The history of Israel is the story of a people mangled into slave-tools for Egypt. The nations of the world ever since, often with a claim of divine right, have subjected humans to a means to the ends of power, whether for military service, personal pleasure, or simply to labor for their leisure. This human subjugation reached an all time low with the Atlantic slave trade in the 1600s, where Africans were stolen from their families and reduced to tools of labor and production for the purposes of American settlers.


America is not a nation founded for and rooted in Freedom. It is a nation founded by slaveholders and rooted in a history of violence toward those deemed less than human. Blinded by their drive for freedom from British rule, the American settlers, desiring not to be reduced to tools for the crown, fought for their liberty as a right, but that liberty would not extend to the Natives and Africans who made possible the birthing of a nation.


With slavery woven into the very fabric of America, its three hundred year history remains inscribed upon all persons of color in such ways that remain hidden from those in power, but it is not hidden because it cannot be seen; it remains hidden, as Martin Luther King, Jr., once said, because of “a conscientious blindness.” Often godly people, King once remarked, church going, and otherwise good people, fearing what they might lose—what their children might lose, remain woefully blind to systemic injustice toward persons of color. Slavery continues, albeit with a kindler, gentler face. And because slavery has become indirect, channeled through segregation, taxes, voting rights, education, and a bankrupt penal system, those not subject to these racial injustices presume to wash their hands with Pilate, as if culpability is only for those who hammer nails, swing whips, pull triggers, or suffocate those who gasp for air.

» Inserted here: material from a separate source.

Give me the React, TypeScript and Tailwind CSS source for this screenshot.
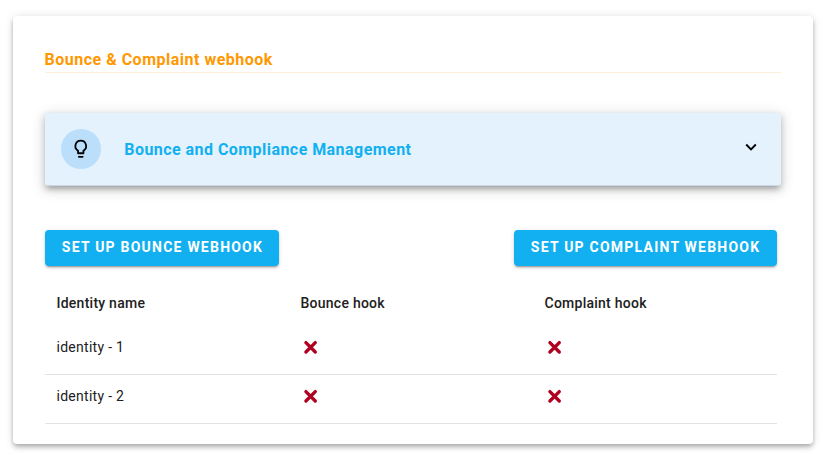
const identities = ["identity - 1", "identity - 2"];

function Cross() {
  return (
    <svg viewBox="0 0 20 20" className="size-5" role="img" aria-label="Not configured">
      <path
        d="M4.9 5.6 14.3 15M14.3 5.6 4.9 15"
        stroke="#b00020"
        strokeWidth="3.3"
        strokeLinecap="round"
        fill="none"
      />
    </svg>
  );
}

function ActionButton({ label, width }: { label: string; width: string }) {
  return (
    <button
      className={`${width} flex h-9 items-center rounded bg-[#12b0f1] pb-0.5 pl-[16.8px] text-sm font-bold tracking-[1.23px] whitespace-nowrap text-white shadow-[0_3px_1px_-2px_rgba(0,0,0,0.2),0_2px_2px_0_rgba(0,0,0,0.14),0_1px_5px_0_rgba(0,0,0,0.12)]`}
    >
      {label}
    </button>
  );
}

export default function App() {
  return (
    <div className="h-[461px] bg-white px-[13px] pt-4 font-['Roboto',sans-serif] text-[#212121]">
      <main className="h-[428px] w-[800px] rounded bg-white px-8 pt-8 shadow-[0_2px_4px_-1px_rgba(0,0,0,0.2),0_4px_5px_0_rgba(0,0,0,0.14),0_1px_10px_0_rgba(0,0,0,0.12)]">
        <h1 className="h-[25px] w-[736px] border-b border-[#fff0dc] text-base leading-[23px] font-bold tracking-[0.5px] text-[#ff9800]">
          <span className="-ml-[0.5px]">Bounce &amp; Complaint webhook</span>
        </h1>
        <section className="mt-10 flex h-[73px] w-[736px] items-center rounded-xs border-b border-[#cad7e2] bg-[#e3f2fd] pr-5 pl-4 shadow-[0_5px_5px_-3px_rgba(0,0,0,0.2),0_3px_6px_1px_rgba(0,0,0,0.14),0_3px_14px_2px_rgba(0,0,0,0.12)]">
          <div className="flex size-10 items-center justify-center rounded-full bg-[#bbdefb]">
            <svg viewBox="0 0 24 24" className="mr-px mb-px size-[21.5px]" fill="#000">
              <path d="M12 2a7 7 0 0 0-4 12.74V17a1 1 0 0 0 1 1h6a1 1 0 0 0 1-1v-2.26A7 7 0 0 0 12 2m0 2a5 5 0 0 1 2.85 9.1L14 13.7V16h-4v-2.3l-.85-.6A5 5 0 0 1 12 4M9 20h6v1a1 1 0 0 1-1 1h-4a1 1 0 0 1-1-1z" />
            </svg>
          </div>
          <h2 className="ml-[23.3px] grow pt-0.5 text-base font-bold tracking-[0.45px] text-[#12b0f1]">
            Bounce and Compliance Management
          </h2>
          <svg viewBox="0 0 20 20" className="mb-1 size-5" fill="none" stroke="#000" strokeWidth="1.9">
            <path d="m5.2 7.5 4.8 4.8 4.8-4.8" />
          </svg>
        </section>
        <div className="mt-11 flex w-[732px] justify-between">
          <ActionButton label="SET UP BOUNCE WEBHOOK" width="w-[234px]" />
          <ActionButton label="SET UP COMPLAINT WEBHOOK" width="w-[263px]" />
        </div>
        <table className="mt-2.5 w-[732px] table-fixed border-collapse text-left text-sm tracking-[0.25px]">
          <thead>
            <tr className="h-[49px]">
              <th className="p-0 pt-[5px] pl-[11.5px] font-medium">Identity name</th>
              <th className="p-0 pt-[5px] pl-[11.5px] font-medium">Bounce hook</th>
              <th className="p-0 pt-[5px] pl-[11.5px] font-medium">Complaint hook</th>
            </tr>
          </thead>
          <tbody>
            {identities.map((name) => (
              <tr key={name} className="h-[49px] border-b border-[#e2e2e2]">
                <td className="p-0 pb-[5px] pl-[11.5px] tracking-[0.28px]">{name}</td>
                <td className="p-0 pb-[5px] pl-[11.5px]"><Cross /></td>
                <td className="p-0 pb-[5px] pl-[11.5px]"><Cross /></td>
              </tr>
            ))}
          </tbody>
        </table>
      </main>
    </div>
  );
}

And as politicians pose for cameos, those who hunger and thirst for justice cry out to God in prayer. As those who sit in seats of power make judgements from afar, lumping the violent with protesters for peace, those who mourn long to be comforted. As the self-righteous vomit at the mouth with commentary on riots and looting, the meek walk humbly in the street.


The children of God must rise up and name the sin of this nation with boldness, boldly telling the Caesars of this world that God’s houses of prayer will not become idol temples to their own ends. This is not a white or black issue. This is a human concern. Nevertheless, if white persons who are not directly involved in the injustices suffered by persons of color in America think for one moment that we are not complicit or in any way responsible, our denial will be our demise. The color of one’s skin or the country of one’s origin is not the measure of a person’s character or worth. And the glory of humanity is the reality that the image of God, in which all people are created, is not an image of sameness; rather, Christ who is all and is in all is wonderfully arrayed like Joseph’s coat of many colors. And it is our colorblindness, our color-indifference, our simple-minded claims that “I don’t see color” that continue to reduce humans to tools for the useful ignorance of those in power.

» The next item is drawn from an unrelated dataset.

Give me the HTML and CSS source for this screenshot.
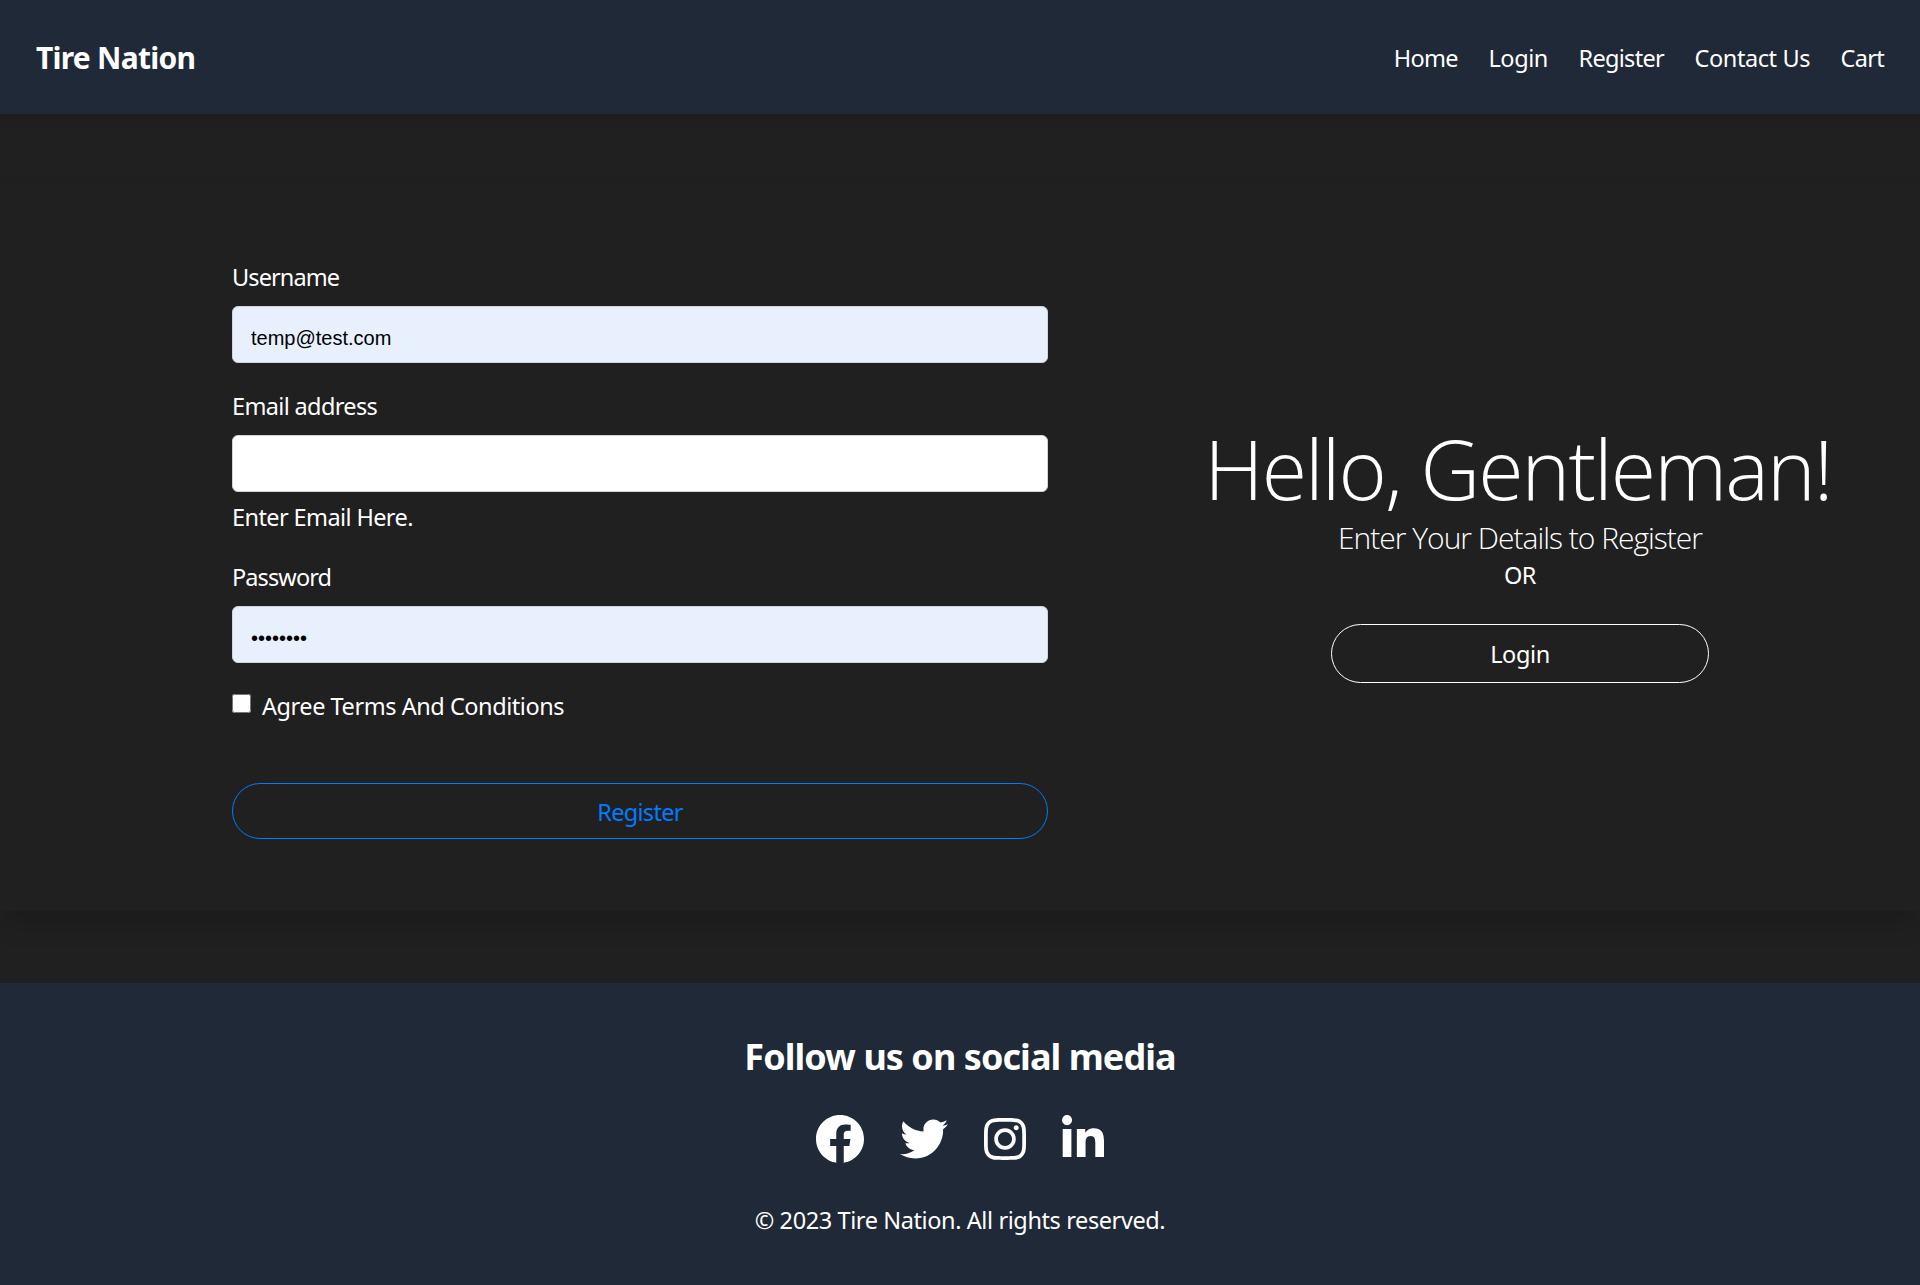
FILE: index.html
```html
<!DOCTYPE html>
<html lang="en">
<head>
<meta charset="utf-8">
<title>Tire Nation</title>
<link rel="stylesheet" href="styles.css">
</head>
<body>
<header class="navbar">
  <a class="brand">Tire Nation</a>
  <nav class="links">
    <a class="tight">Home</a>
    <a class="loose">Login</a>
    <a class="tight">Register</a>
    <a class="loose">Contact Us</a>
    <a class="tight">Cart</a>
  </nav>
</header>
<main class="panel">
  <form class="form">
    <div class="field">
      <label class="label snug" for="username">Username</label>
      <input class="input filled" id="username" type="text" value="temp@test.com">
    </div>
    <div class="field">
      <label class="label" for="email">Email address</label>
      <input class="input" id="email" type="email">
      <div class="help">Enter Email Here.</div>
    </div>
    <div class="field">
      <label class="label snug" for="password">Password</label>
      <input class="input filled" id="password" type="password" value="password">
    </div>
    <label class="agree"><input class="check" type="checkbox"><span>Agree Terms And Conditions</span></label>
    <button class="btn register" type="button">Register</button>
  </form>
  <section class="welcome">
    <h1 class="hello">Hello, Gentleman!</h1>
    <p class="sub">Enter Your Details to Register</p>
    <p class="or">OR</p>
    <button class="btn login" type="button">Login</button>
  </section>
</main>
<footer class="footer">
  <h2 class="follow">Follow us on social media</h2>
  <div class="social">
    <svg class="icon" viewBox="8 8 496 496"><path d="M504 256C504 119 393 8 256 8S8 119 8 256c0 123.78 90.69 226.38 209.25 245V327.69h-63V256h63v-54.64c0-62.15 37-96.48 93.67-96.48 27.14 0 55.52 4.84 55.52 4.84v61h-31.28c-30.8 0-40.41 19.12-40.41 38.73V256h68.78l-11 71.69h-57.78V501C413.31 482.38 504 379.78 504 256z"/></svg>
    <svg class="icon" viewBox="0 0 512 512"><path d="M459.37 151.716c.325 4.548.325 9.097.325 13.645 0 138.72-105.583 298.558-298.558 298.558-59.452 0-114.68-17.219-161.137-47.106 8.447.974 16.568 1.299 25.34 1.299 49.055 0 94.213-16.568 130.274-44.832-46.132-.975-84.792-31.188-98.112-72.772 6.498.974 12.995 1.624 19.818 1.624 9.421 0 18.843-1.3 27.614-3.573-48.081-9.747-84.143-51.98-84.143-102.985v-1.299c13.969 7.797 30.214 12.67 47.431 13.319-28.264-18.843-46.781-51.005-46.781-87.391 0-19.492 5.197-37.36 14.294-52.954 51.655 63.675 129.3 105.258 216.365 109.807-1.624-7.797-2.599-15.918-2.599-24.04 0-57.828 46.782-104.934 104.934-104.934 30.213 0 57.502 12.67 76.67 33.137 23.715-4.548 46.456-13.32 66.599-25.34-7.798 24.366-24.366 44.833-46.132 57.827 21.117-2.273 41.584-8.122 60.426-16.243-14.292 20.791-32.161 39.308-52.628 54.253z"/></svg>
    <svg class="icon narrow" viewBox="0 0 448 512"><path d="M224.1 141c-63.6 0-114.9 51.3-114.9 114.9s51.3 114.9 114.9 114.9S339 319.5 339 255.9 287.7 141 224.1 141zm0 189.6c-41.1 0-74.7-33.5-74.7-74.7s33.5-74.7 74.7-74.7 74.7 33.5 74.7 74.7-33.6 74.7-74.7 74.7zm146.4-194.3c0 14.9-12 26.8-26.8 26.8-14.9 0-26.8-12-26.8-26.8s12-26.8 26.8-26.8 26.8 12 26.8 26.8zm76.1 27.2c-1.7-35.9-9.9-67.7-36.2-93.9-26.2-26.2-58-34.4-93.9-36.2-37-2.1-147.9-2.1-184.9 0-35.8 1.7-67.6 9.9-93.9 36.1s-34.4 58-36.2 93.9c-2.1 37-2.1 147.9 0 184.9 1.7 35.9 9.9 67.7 36.2 93.9s58 34.4 93.9 36.2c37 2.1 147.9 2.1 184.9 0 35.9-1.7 67.7-9.9 93.9-36.2 26.2-26.2 34.4-58 36.2-93.9 2.1-37 2.1-147.8 0-184.8zM398.8 388c-7.8 19.6-22.9 34.7-42.6 42.6-29.5 11.7-99.5 9-132.1 9s-102.7 2.6-132.1-9c-19.6-7.8-34.7-22.9-42.6-42.6-11.7-29.5-9-99.5-9-132.1s-2.6-102.7 9-132.1c7.8-19.6 22.9-34.7 42.6-42.6 29.5-11.7 99.5-9 132.1-9s102.7-2.6 132.1 9c19.6 7.8 34.7 22.9 42.6 42.6 11.7 29.5 9 99.5 9 132.1s2.7 102.7-9 132.1z"/></svg>
    <svg class="icon narrow" viewBox="0 0 448 512"><path d="M100.28 448H7.4V148.9h92.88zM53.79 108.1C24.09 108.1 0 83.5 0 53.8a53.79 53.79 0 0 1 107.58 0c0 29.7-24.1 54.3-53.79 54.3zM447.9 448h-92.68V302.4c0-34.7-.7-79.2-48.29-79.2-48.29 0-55.69 37.7-55.69 76.7V448h-92.78V148.9h89.08v40.8h1.3c12.4-23.5 42.69-48.3 87.88-48.3 94 0 111.28 61.9 111.28 142.3V448z"/></svg>
  </div>
  <p class="copy">© 2023 Tire Nation. All rights reserved.</p>
</footer>
</body>
</html>
```
FILE: styles.css
```css
* { box-sizing: border-box; margin: 0; padding: 0; }

body {
  min-height: 1285px;
  display: flex;
  flex-direction: column;
  background: #202020;
  color: #fff;
  font-family: "Noto Sans", "Open Sans", sans-serif;
  font-size: 23.5px;
  line-height: 38px;
  letter-spacing: -0.6px;
}

/* Header */
.navbar {
  height: 114px;
  padding: 2px 36px 0;
  display: flex;
  align-items: center;
  justify-content: space-between;
  background: #1f2937;
  box-shadow: 0 6px 9px rgba(0, 0, 0, .1);
}
.brand { font-size: 30px; font-weight: 700; letter-spacing: -0.75px; }
.links { display: flex; gap: 30.5px; }
.loose { letter-spacing: -0.4px; }
.tight { letter-spacing: -0.7px; }

/* Register panel */
.panel {
  margin: 72px 0;
  padding: 72px 0;
  display: grid;
  grid-template-columns: 816px 944px;
  padding-left: 232px;
  box-shadow: 0 12px 24px rgba(0, 0, 0, .15);
  background: #202020;
}
.form { display: flex; flex-direction: column; }
.field { margin-bottom: 24px; display: flex; flex-direction: column; }
.label { height: 36px; margin-bottom: 12px; letter-spacing: -0.65px; }
.snug { letter-spacing: -0.9px; }
.input {
  height: 57px;
  padding: 7px 18px 0;
  border: 1px solid #ced4da;
  border-radius: 6px;
  background: #fff;
  color: #000;
  font-family: "Liberation Sans", Arial, sans-serif;
  font-size: 20px;
}
.filled { background: #e8f0fe; }
.help { height: 36px; margin-top: 6px; }
.agree {
  height: 36px;
  display: flex;
  align-items: flex-start;
  gap: 11px;
  letter-spacing: -0.45px;
}
.check { width: 19px; height: 19px; margin-top: 7px; }

.btn {
  background: transparent;
  border: 1px solid #fff;
  border-radius: 30px;
  color: #fff;
  font: inherit;
  letter-spacing: -0.4px;
}
.register {
  height: 56px;
  margin-top: 60px;
  padding-top: 2px;
  border-color: #007bff;
  color: #007bff;
  letter-spacing: -0.7px;
}

/* Welcome column */
.welcome {
  padding-top: 160px;
  display: flex;
  flex-direction: column;
  align-items: center;
}
.hello {
  padding-right: 4px;
  font-family: "Open Sans", sans-serif;
  font-weight: 300;
  font-size: 82.5px;
  line-height: 100px;
  letter-spacing: -1.9px;
}
.sub {
  margin-top: 2px;
  font-family: "Open Sans", sans-serif;
  font-weight: 300;
  font-size: 30px;
  line-height: 36px;
  letter-spacing: -1px;
}
.or { height: 36px; }
.login { width: 378px; height: 59px; margin-top: 32px; }

/* Footer */
.footer {
  flex: 1;
  padding-top: 52px;
  display: flex;
  flex-direction: column;
  align-items: center;
  background: #1f2937;
}
.follow { font-size: 36px; font-weight: 700; line-height: 43px; letter-spacing: -0.95px; }
.social { margin: 37px 0 38px; display: flex; gap: 36px; }
.icon { width: 48px; height: 48px; fill: #fff; }
.narrow { width: 42px; }
.copy { height: 36px; letter-spacing: -0.4px; }
```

The call of Christ is a call to slavery. We are to become as slaves to those who suffer the injustices of this world. Our freedom, writes St. Paul, is not an occasion for us to indulge ourselves at the expense of others. Our freedom in Christ is to “slave for one another by love” (Galatians 5.13). In so doing, however, we do not become tools for another’s use; rather, we become extensions of each other. We become a common humanity in the shared humanity of Christ, bound to one another in the bonds of love, not by the shackles of violence and hate.

If I, a straight, white male from South Carolina, cannot look my African-American brothers and sisters in the eyes and see the face of God it is not because the imago Dei is not in them, but because my life and ignorance has blinded me from seeing the face of Christ in my neighbor. If I do not see God in those who are beaten down by the hands of the powerful, left for dead on the road, I do not know Christ. If I do not see myself in those who commit atrocities and bend others to their will, I am blinded by indifference. If I stand idly by as my black and brown brothers and sisters endure centuries old and institutionalized hate, I deny Christ and my citizenship in his kingdom.


Jesus turned the tables over in the temple courts when the moneychangers had turned God’s house of prayer into a den of robbers. The moneychangers now pose before God’s house of prayer once more. Will Christians ignore it? Or will we be the church?